Helical Nanostructures of Ferroelectric Liquid Crystals as Fast Phase Retarders for Spectral Information Extraction Devices: A Comparison with the Nematic Liquid Crystal Phase Retarders

Abstract

Extraction of spectral information using liquid crystal (LC) retarders has recently become a topic of great interest because of its importance for creating hyper- and multispectral images in a compact and inexpensive way. However, this method of hyperspectral imaging requires thick LC-layer retarders (50 µm-100 µm and above) to obtain spectral modulation signals for reliable signal reconstruction.
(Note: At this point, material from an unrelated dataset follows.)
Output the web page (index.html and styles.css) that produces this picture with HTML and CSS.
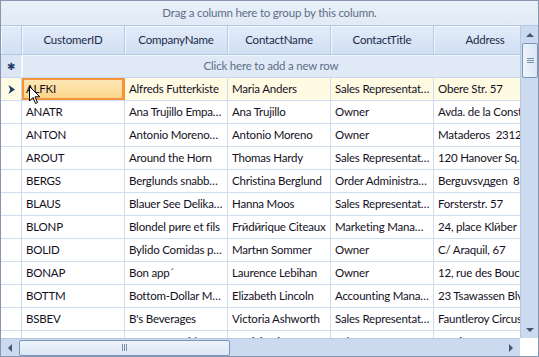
FILE: index.html
```html
<!DOCTYPE html>
<html lang="en">
<head>
  <meta charset="UTF-8" />
  <title>Customers Grid</title>
  <link rel="stylesheet" href="styles.css">
</head>
<body>

  <div class="grid">
    <div class="group-panel">Drag a column here to group by this column.</div>

    <div class="grid-body">
      <div class="viewport">
        <div class="row header">
          <div class="indicator"></div>
          <div class="cell">CustomerID</div>
          <div class="cell">CompanyName</div>
          <div class="cell">ContactName</div>
          <div class="cell">ContactTitle</div>
          <div class="cell">Address</div>
        </div>

        <div class="row new-row">
          <div class="indicator">&#x2731;</div>
          <div class="new-row-text">Click here to add a new row</div>
        </div>

        <div class="row data current">
          <div class="indicator">
            <svg width="7" height="9" viewBox="0 0 7 9"><path d="M0.5 0 L7 4.5 L0.5 9 L2.2 4.5 Z" fill="#1f3a6b"/></svg>
          </div>
          <div class="cell active">ALFKI
            <svg class="cursor" width="12" height="19" viewBox="0 0 12 19"><path d="M0.5 0.5 L0.5 15 L4 11.5 L6.5 17.5 L8.5 16.5 L6 10.8 L10.8 10.8 Z" fill="#fff" stroke="#000" stroke-width="1"/></svg>
          </div>
          <div class="cell">Alfreds Futterkiste</div>
          <div class="cell">Maria Anders</div>
          <div class="cell">Sales Representat…</div>
          <div class="cell">Obere Str. 57</div>
        </div>
        <div class="row data">
          <div class="indicator"></div>
          <div class="cell">ANATR</div>
          <div class="cell">Ana Trujillo Empa…</div>
          <div class="cell">Ana Trujillo</div>
          <div class="cell">Owner</div>
          <div class="cell">Avda. de la Constitución 2222</div>
        </div>
        <div class="row data">
          <div class="indicator"></div>
          <div class="cell">ANTON</div>
          <div class="cell">Antonio Moreno…</div>
          <div class="cell">Antonio Moreno</div>
          <div class="cell">Owner</div>
          <div class="cell">Mataderos&nbsp; 2312</div>
        </div>
        <div class="row data">
          <div class="indicator"></div>
          <div class="cell">AROUT</div>
          <div class="cell">Around the Horn</div>
          <div class="cell">Thomas Hardy</div>
          <div class="cell">Sales Representat…</div>
          <div class="cell">120 Hanover Sq.</div>
        </div>
        <div class="row data">
          <div class="indicator"></div>
          <div class="cell">BERGS</div>
          <div class="cell">Berglunds snabb…</div>
          <div class="cell">Christina Berglund</div>
          <div class="cell">Order Administra…</div>
          <div class="cell">Berguvsvдgen&nbsp; 8</div>
        </div>
        <div class="row data">
          <div class="indicator"></div>
          <div class="cell">BLAUS</div>
          <div class="cell">Blauer See Delika…</div>
          <div class="cell">Hanna Moos</div>
          <div class="cell">Sales Representat…</div>
          <div class="cell">Forsterstr. 57</div>
        </div>
        <div class="row data">
          <div class="indicator"></div>
          <div class="cell">BLONP</div>
          <div class="cell">Blondel pиre et fils</div>
          <div class="cell">Frйdйrique Citeaux</div>
          <div class="cell">Marketing Mana…</div>
          <div class="cell">24, place Klйber</div>
        </div>
        <div class="row data">
          <div class="indicator"></div>
          <div class="cell">BOLID</div>
          <div class="cell">Bylido Comidas p…</div>
          <div class="cell">Martнn Sommer</div>
          <div class="cell">Owner</div>
          <div class="cell">C/ Araquil, 67</div>
        </div>
        <div class="row data">
          <div class="indicator"></div>
          <div class="cell">BONAP</div>
          <div class="cell">Bon app´</div>
          <div class="cell">Laurence Lebihan</div>
          <div class="cell">Owner</div>
          <div class="cell">12, rue des Bouchers</div>
        </div>
        <div class="row data">
          <div class="indicator"></div>
          <div class="cell">BOTTM</div>
          <div class="cell">Bottom-Dollar M…</div>
          <div class="cell">Elizabeth Lincoln</div>
          <div class="cell">Accounting Mana…</div>
          <div class="cell">23 Tsawassen Blvd.</div>
        </div>
        <div class="row data">
          <div class="indicator"></div>
          <div class="cell">BSBEV</div>
          <div class="cell">B's Beverages</div>
          <div class="cell">Victoria Ashworth</div>
          <div class="cell">Sales Representat…</div>
          <div class="cell">Fauntleroy Circus</div>
        </div>
        <div class="row data">
          <div class="indicator"></div>
          <div class="cell">CACTU</div>
          <div class="cell">Cactus Comidas p…</div>
          <div class="cell">Patricio Simpson</div>
          <div class="cell">Sales Agent</div>
          <div class="cell">Cerrito 333</div>
        </div>
      </div>

      <!-- vertical scrollbar -->
      <div class="vscroll">
        <div class="arrow up"></div>
        <div class="vthumb"><span class="grip-h"></span></div>
        <div class="vtrack"></div>
        <div class="arrow down"></div>
      </div>
    </div>

    <div class="hscroll-row">
      <div class="hscroll">
        <div class="arrow left"></div>
        <div class="hthumb"><span class="grip-v"></span></div>
        <div class="htrack"></div>
        <div class="arrow right"></div>
      </div>
      <div class="corner"></div>
    </div>
  </div>

</body>
</html>
```

FILE: styles.css
```css
* {
  box-sizing: border-box;
}

body {
  margin: 0;
  background-color: #ffffff;
  font-family: Lato, 'Open Sans', sans-serif;
  font-size: 11.5px;
  letter-spacing: -0.2px;
}

.grid {
  width: 539px;
  height: 357px;
  border: 1px solid #8796ae;
  display: flex;
  flex-direction: column;
  overflow: hidden;
}

.group-panel {
  height: 25px;
  flex: none;
  background: linear-gradient(#e9f0f9, #e1eaf6);
  border-bottom: 1px solid #b3c7e3;
  color: #5d6e88;
  text-align: center;
  line-height: 24px;
}

.grid-body {
  height: 312px;
  flex: none;
  display: flex;
}

.viewport {
  width: 519px;
  overflow: hidden;
  display: flex;
  flex-direction: column;
}

.row {
  display: flex;
  flex: none;
}

.indicator {
  width: 21px;
  flex: none;
  border-right: 1px solid #c8d7ec;
  display: flex;
  align-items: center;
  justify-content: center;
}

.cell {
  width: 103px;
  flex: none;
  padding-left: 4px;
  white-space: nowrap;
  overflow: hidden;
  border-right: 1px solid #d0ddf0;
}

/* header */
.header {
  height: 29px;
}

.header .indicator,
.header .cell {
  background: linear-gradient(#e2ebf8, #d2e0f4);
  border-bottom: 1px solid #b5c9e5;
  border-right: 1px solid #b8cbe6;
  box-shadow: inset 1px 1px 0 #f3f7fc;
}

.header .cell {
  padding-left: 0;
  text-align: center;
  line-height: 28px;
  color: #1b2a48;
}

/* new row */
.new-row {
  height: 23px;
  background: #e0e9f6;
  border-bottom: 1px solid #c8d7ec;
}

.new-row .indicator {
  color: #1f3a6b;
  font-size: 10px;
  background: #dbe5f4;
  border-right: 1px solid #f3f7fc;
}

.new-row-text {
  flex: 1;
  text-align: center;
  line-height: 22px;
  color: #5d6e88;
  box-shadow: inset 1px 1px 0 #f3f7fc;
}

/* data rows */
.data {
  height: 23px;
}

.data .indicator,
.data .cell {
  border-bottom: 1px solid #d0ddf0;
}

.data .cell {
  line-height: 22px;
  color: #14101e;
}

.current {
  background: #fffbe3;
}

.current .cell.active {
  position: relative;
  overflow: visible;
  background: linear-gradient(#fde9bb, #fbd487);
  box-shadow: inset 0 0 0 2px #f5943c;
  border-right-color: #f5943c;
}

.cursor {
  position: absolute;
  left: 7px;
  top: 8px;
}

/* scrollbars */
.vscroll {
  width: 18px;
  flex: none;
  background: #cbdaef;
  border-left: 1px solid #b5c9e5;
  display: flex;
  flex-direction: column;
  align-items: center;
}

.vtrack,
.htrack {
  flex: 1;
}

.vthumb {
  width: 16px;
  height: 35px;
  margin-left: 1px;
  border: 1px solid #7d96b8;
  border-radius: 2px;
  background: linear-gradient(90deg, #eef3fb, #dce7f6);
  display: flex;
  align-items: center;
  justify-content: center;
}

.grip-h {
  width: 7px;
  height: 5px;
  border-top: 1px solid #7d8fa8;
  border-bottom: 1px solid #7d8fa8;
  position: relative;
}

.grip-h::after {
  content: "";
  position: absolute;
  left: 0;
  right: 0;
  top: 1px;
  border-top: 1px solid #7d8fa8;
}

.arrow {
  width: 18px;
  height: 17px;
  flex: none;
  display: flex;
  align-items: center;
  justify-content: center;
}

.arrow::before {
  content: "";
  border: 4px solid transparent;
}

.arrow.up::before {
  border-top: none;
  border-bottom: 4px solid #46566e;
}

.arrow.down::before {
  border-bottom: none;
  border-top: 4px solid #46566e;
}

.arrow.left::before {
  border-left: none;
  border-right: 4px solid #46566e;
}

.arrow.right::before {
  border-right: none;
  border-left: 4px solid #46566e;
}

.hscroll-row {
  height: 18px;
  flex: none;
  display: flex;
}

.hscroll {
  width: 519px;
  background: #cbdaef;
  border-top: 1px solid #b5c9e5;
  display: flex;
  align-items: center;
}

.hthumb {
  width: 211px;
  height: 16px;
  border: 1px solid #7d96b8;
  border-radius: 2px;
  background: linear-gradient(#eef3fb, #dce7f6);
  display: flex;
  align-items: center;
  justify-content: center;
}

.grip-v {
  width: 5px;
  height: 7px;
  border-left: 1px solid #7d8fa8;
  border-right: 1px solid #7d8fa8;
  position: relative;
}

.grip-v::after {
  content: "";
  position: absolute;
  top: 0;
  bottom: 0;
  left: 1px;
  border-left: 1px solid #7d8fa8;
}

.corner {
  flex: 1;
  background: #ffffff;
}
```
This makes the device extremely slow in the case of nematic LCs (NLCs), since the response time of NLCs increases proportionally to the square of the LC-layer thickness, which excludes fast dynamic processes monitoring. In this paper, we explore two approaches for solving the speed problem: the first is based on the use of faster nanospiral ferroelectric liquid crystals as an alternative to NLCs, and the second is based on using a passive multiband filter and focuses on multispectral extraction rather than hyperspectral. A detailed comparative study of nematic and ferroelectric devices is presented. The study is carried out using a 9-spectral bands passive spectral filter, covering the visible and near-infrared ranges. We propose the concept of multispectral rather than hyperspectral extraction, where a small number of wavelengths are sufficient for specific applications.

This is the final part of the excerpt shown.